Raytheon, a subsidiary of RTX, has secured a crucial role in national defense by being tasked with designing, building, and testing advanced high-power microwave antenna directed-energy systems for the Pentagon. The announcement, made by RTX, emphasizes the critical capabilities of these antennae, which are set to track and engage various airborne threats at the speed of light. Notably, these systems are engineered to be rugged and transportable, facilitating swift front-line deployment wherever needed.

Directed Energy Front-line Electromagnetic Neutralization and Defeat (DEFEND)

Under a $31.3 million contract awarded by the Naval Surface Warfare Center Dahlgren Division, Raytheon is committed to delivering prototype equipment to both the U.S. Navy and Air Force. This initiative falls under the umbrella of the Directed Energy Front-line Electromagnetic Neutralization and Defeat (DEFEND) program, spanning a three-year agreement.

Colin Whelan, President of Advanced Technology at Raytheon, underscores the significance of non-kinetic defense systems in America’s national defense strategy. He states, “The new iterations of Raytheon’s high-power microwave systems are cost-effective and reliable solutions that operate at the speed of light – enabling our warfighters to defend against faster and more maneuverable threats.”

Raytheon’s Legacy in High-Power Microwaves

With nearly eight decades of expertise in utilizing high-power microwaves (HPM), Raytheon’s latest HPM prototype systems build upon the legacy of capabilities such as CHIMERA (Counter-Electronic High Power Microwave Extended Range Air Base Defense). In contrast to systems like Phaser and THOR, designed for close-range targets using vacuum tube technology, the planned DEFEND antennae signify a departure with their anticipated versatility and mobility.

Advantages of HPM Weapons

High-power microwave (HPM) weapons offer distinct advantages, including a rapid firing rate of less than a second and deep magazines capable of multiple firings in quick succession. These weapons can generate diverse effects on a target, ranging from destroying electronic components to degrading performance or forcing reboots. HPM systems utilize radio frequency (RF) and microwave energy to disrupt a target’s processors, delivered through the target’s antennas or unshielded wiring.

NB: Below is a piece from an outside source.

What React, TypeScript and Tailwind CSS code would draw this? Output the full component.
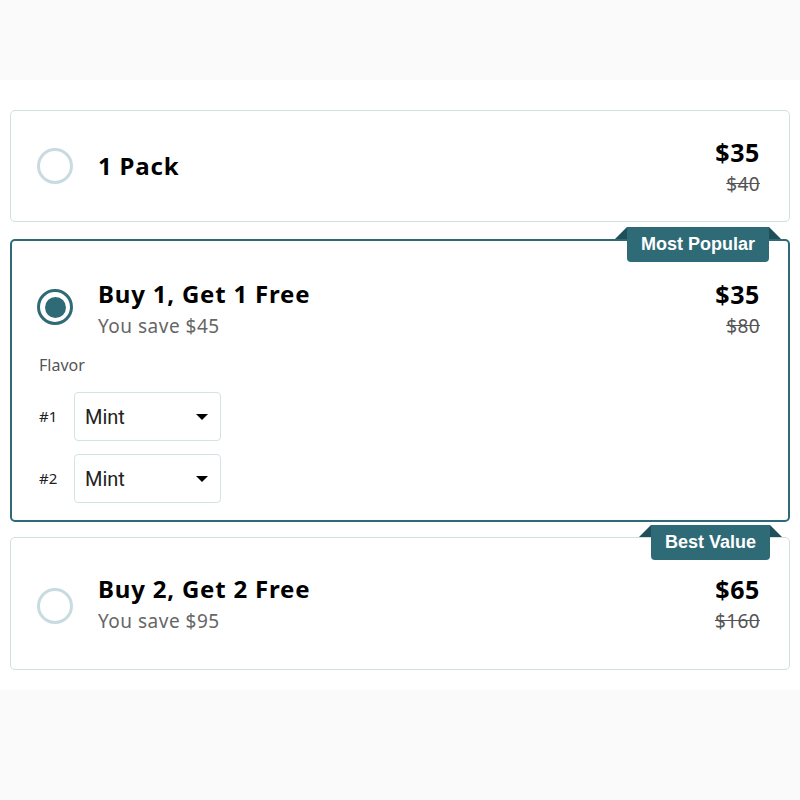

The Collaborative Contract and Anticipated Prototypes

The contract, based in Tucson, Arizona, involves collaboration with the U.S. Air Force Research Lab, Naval Surface Warfare Center Dahlgren Division, and the Undersecretary of Defense for Research and Engineering. Prototypes are expected to be delivered in fiscal years 2024 and 2026, marking a significant stride in advancing the nation’s defense capabilities against emerging threats.